***** RAW DATA *****

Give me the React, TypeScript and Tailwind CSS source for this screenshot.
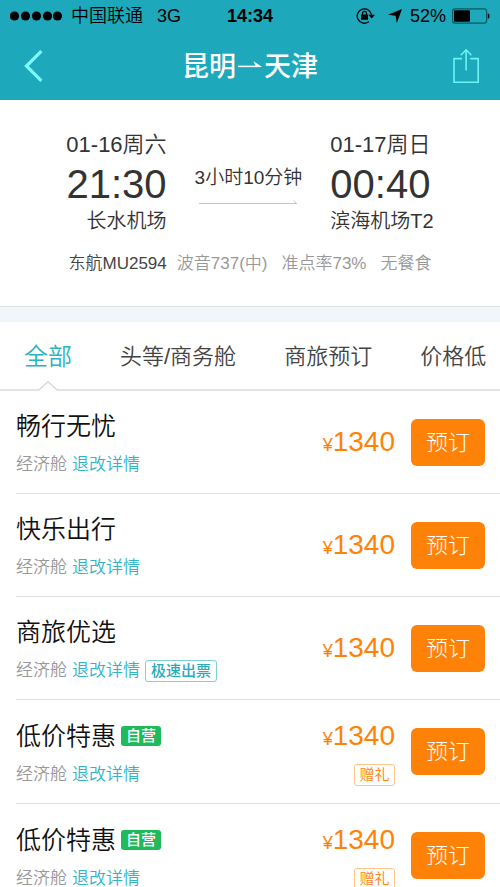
import type { ReactNode } from 'react';

type Fare = {
  name: string;
  price: number;
  fastTicket?: boolean;
  selfRun?: boolean;
  gift?: boolean;
};

const fares: Fare[] = [
  { name: '畅行无忧', price: 1340 },
  { name: '快乐出行', price: 1340 },
  { name: '商旅优选', price: 1340, fastTicket: true },
  { name: '低价特惠', price: 1340, selfRun: true, gift: true },
  { name: '低价特惠', price: 1340, selfRun: true, gift: true },
];

const tabs = ['全部', '头等/商务舱', '商旅预订', '价格低'];

function StatusBar() {
  return (
    <div className="grid h-8 grid-cols-[1fr_auto_1fr] items-center px-2.5 text-lg leading-8 text-black">
      <div className="flex items-center gap-2">
        <svg className="h-3 w-[53px]" viewBox="0 0 53 12">
          {[5, 16, 27, 38, 48].map((cx) => (
            <circle key={cx} cx={cx - 0.5} cy="6" r="4.6" />
          ))}
        </svg>
        <span>中国联通</span>
        <span className="pl-1.5">3G</span>
      </div>
      <span className="font-bold">14:34</span>
      <div className="flex items-center justify-end">
        <svg className="mr-3 h-[18px] w-5" viewBox="0 0 20 18" fill="none">
          <path d="M13 14.6A7.2 7.2 0 1 1 15.6 8.6" stroke="black" strokeWidth="1.3" />
          <path d="M12.4 7.8h6.6l-3.3 3.8z" fill="black" />
          <rect x="5" y="7.6" width="7" height="5.2" rx="0.5" fill="black" />
          <path d="M6.5 8V6.4a2 2 0 0 1 4 0V8" stroke="black" strokeWidth="1.2" />
        </svg>
        <svg className="mr-2 h-3.5 w-3.5" viewBox="0 0 14 14">
          <path d="M14 0 8.8 14 7.6 6.8 0 5.8z" />
        </svg>
        <span className="mr-1.5">52%</span>
        <svg className="h-4 w-[38px]" viewBox="0 0 38 16" fill="none">
          <rect x="0.6" y="0.8" width="34" height="14.4" rx="2.4" stroke="#075a66" strokeWidth="1.2" />
          <rect x="2" y="2.2" width="16" height="11.6" rx="1" fill="black" />
          <path d="M35.8 5.2c2.4.6 2.4 5 0 5.6z" fill="black" />
        </svg>
      </div>
    </div>
  );
}

function NavBar() {
  return (
    <div className="flex h-[68px] items-center justify-between px-5">
      <button type="button" aria-label="返回" className="flex w-8 pl-1">
        <svg className="h-8 w-5" viewBox="0 0 20 32" fill="none" stroke="#7ffafc" strokeWidth="3.2">
          <path d="M17.4 1.2 2.4 16l15 14.8" />
        </svg>
      </button>
      <h1 className="flex items-center gap-0.5 pt-0.5 text-[27px] leading-10 font-medium text-white">
        昆明
        <svg className="h-3 w-6" viewBox="0 0 24 12" fill="none" stroke="white" strokeWidth="1.5">
          <path d="M0 5.4h22" />
          <path d="M15.5.2 24 6.1h-6z" fill="white" stroke="none" />
        </svg>
        天津
      </h1>
      <button type="button" aria-label="分享" className="flex w-8 justify-end">
        <svg className="h-9 w-7" viewBox="0 0 28 36" fill="none" stroke="#6df3f5" strokeWidth="1.6">
          <path d="M10 10.6H2v23.6h24.2V10.6h-8" />
          <path d="M14.1 22.4V2.2M8.8 7.2l5.3-5.4 5.3 5.4" />
        </svg>
      </button>
    </div>
  );
}

function FlightSummary() {
  return (
    <section className="border-b border-[#dfe2e4] px-4 pt-7 pb-[30px]">
      <div className="flex justify-center gap-7 text-[#333]">
        <div className="text-right">
          <p className="text-[22px] leading-[34px]">01-16周六</p>
          <p className="text-[40px] leading-[44px]">21:30</p>
          <p className="text-xl leading-[30px]">长水机场</p>
        </div>
        <div className="flex flex-col items-center gap-2 pt-9">
          <p className="text-[19px] leading-7">3小时10分钟</p>
          <svg className="h-1 w-[98px]" viewBox="0 0 98 4" fill="none" stroke="#c4c4c4">
            <path d="M0 3.5h98M94.5.5l3 3" />
          </svg>
        </div>
        <div>
          <p className="text-[22px] leading-[34px]">01-17周日</p>
          <p className="text-[40px] leading-[44px]">00:40</p>
          <p className="text-xl leading-[30px]">滨海机场T2</p>
        </div>
      </div>
      <div className="mt-4 flex justify-center gap-3.5 text-[17px] leading-6 text-[#999]">
        <div className="flex gap-2.5">
          <span className="text-[#444]">东航MU2594</span>
          <span>波音737(中)</span>
        </div>
        <span>准点率73%</span>
        <span>无餐食</span>
      </div>
    </section>
  );
}

function TabBar() {
  return (
    <div role="tablist" className="flex h-[69px] shrink-0 gap-12 border-b-2 border-[#e4e4e4] pl-6">
      {tabs.map((tab, i) => (
        <button
          key={tab}
          type="button"
          role="tab"
          aria-selected={i === 0}
          className={
            i === 0
              ? 'relative shrink-0 pt-0.5 text-2xl text-[#2ab3c4]'
              : 'shrink-0 pt-0.5 text-[22px] text-[#444]'
          }
        >
          {tab}
          {i === 0 && (
            <svg className="absolute -bottom-0.5 left-3.5 h-2.5 w-5" viewBox="0 0 20 10">
              <path d="M0 10 10 .8 20 10z" fill="white" />
              <path d="M.5 9.4 10 .8l9.5 8.6" fill="none" stroke="#d2d2d2" strokeWidth="1.2" />
            </svg>
          )}
        </button>
      ))}
    </div>
  );
}

function Tag({ className, children }: { className: string; children: ReactNode }) {
  return <span className={`rounded-[3px] text-center ${className}`}>{children}</span>;
}

function FareRow({ fare }: { fare: Fare }) {
  return (
    <li
      className={`ml-4 flex items-center border-b border-[#dde2e3] pr-[15px] ${fare.gift ? 'h-[104px]' : 'h-[103px]'}`}
    >
      <div className="flex-1 pt-1.5">
        <div className="flex items-center gap-[5px]">
          <h2 className="text-[25px] leading-10 text-[#111]">{fare.name}</h2>
          {fare.selfRun && (
            <Tag className="w-10 bg-[#1fba5c] text-[15px] leading-5 font-medium text-white">自营</Tag>
          )}
        </div>
        <div className="flex h-[38px] items-center gap-[5px] text-[17px]">
          <span className="text-[#999]">经济舱</span>
          <a href="#rules" className="text-[#33b3c4]">
            退改详情
          </a>
          {fare.fastTicket && (
            <Tag className="w-[72px] border border-[#7fd0da] text-[15px] leading-5 font-medium text-[#2aaabb]">
              极速出票
            </Tag>
          )}
        </div>
      </div>
      <div className="flex flex-col items-end text-[#ff8208]">
        <p className={`text-[28px] leading-10 ${fare.gift ? 'pt-1.5' : ''}`}>
          <span className="text-lg">¥</span>
          {fare.price}
        </p>
        {fare.gift && (
          <div className="flex h-[38px] items-center">
            <Tag className="w-[41px] border border-[#ffc58a] text-[15px] leading-5">赠礼</Tag>
          </div>
        )}
      </div>
      <button
        type="button"
        className="ml-4 h-[47px] w-[74px] rounded-md bg-[#ff8208] text-[22px] font-light text-white"
      >
        预订
      </button>
    </li>
  );
}

export default function App() {
  return (
    <div className="flex h-screen flex-col bg-white font-['Liberation_Sans','Noto_Sans_CJK_SC',sans-serif] font-[350]">
      <header className="shrink-0 bg-[#1da8bb]">
        <StatusBar />
        <NavBar />
      </header>
      <main className="flex-1 overflow-x-hidden overflow-y-auto [scrollbar-width:none]">
        <FlightSummary />
        <div className="h-[15px] bg-[#f1f6fa]" />
        <TabBar />
        <ul>
          {fares.map((fare, i) => (
            <FareRow key={i} fare={fare} />
          ))}
        </ul>
      </main>
    </div>
  );
}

*****

GIVEN EXERCISE = With the pictures left out, restate word for word every line of the data above, from the first down to the line that contains "const tabs = ['全部', '头等/商务舱', '商旅预订', '价格低'];".

ANSWER FOR THIS EXERCISE =
Give me the React, TypeScript and Tailwind CSS source for this screenshot.
import type { ReactNode } from 'react';

type Fare = {
  name: string;
  price: number;
  fastTicket?: boolean;
  selfRun?: boolean;
  gift?: boolean;
};

const fares: Fare[] = [
  { name: '畅行无忧', price: 1340 },
  { name: '快乐出行', price: 1340 },
  { name: '商旅优选', price: 1340, fastTicket: true },
  { name: '低价特惠', price: 1340, selfRun: true, gift: true },
  { name: '低价特惠', price: 1340, selfRun: true, gift: true },
];

const tabs = ['全部', '头等/商务舱', '商旅预订', '价格低'];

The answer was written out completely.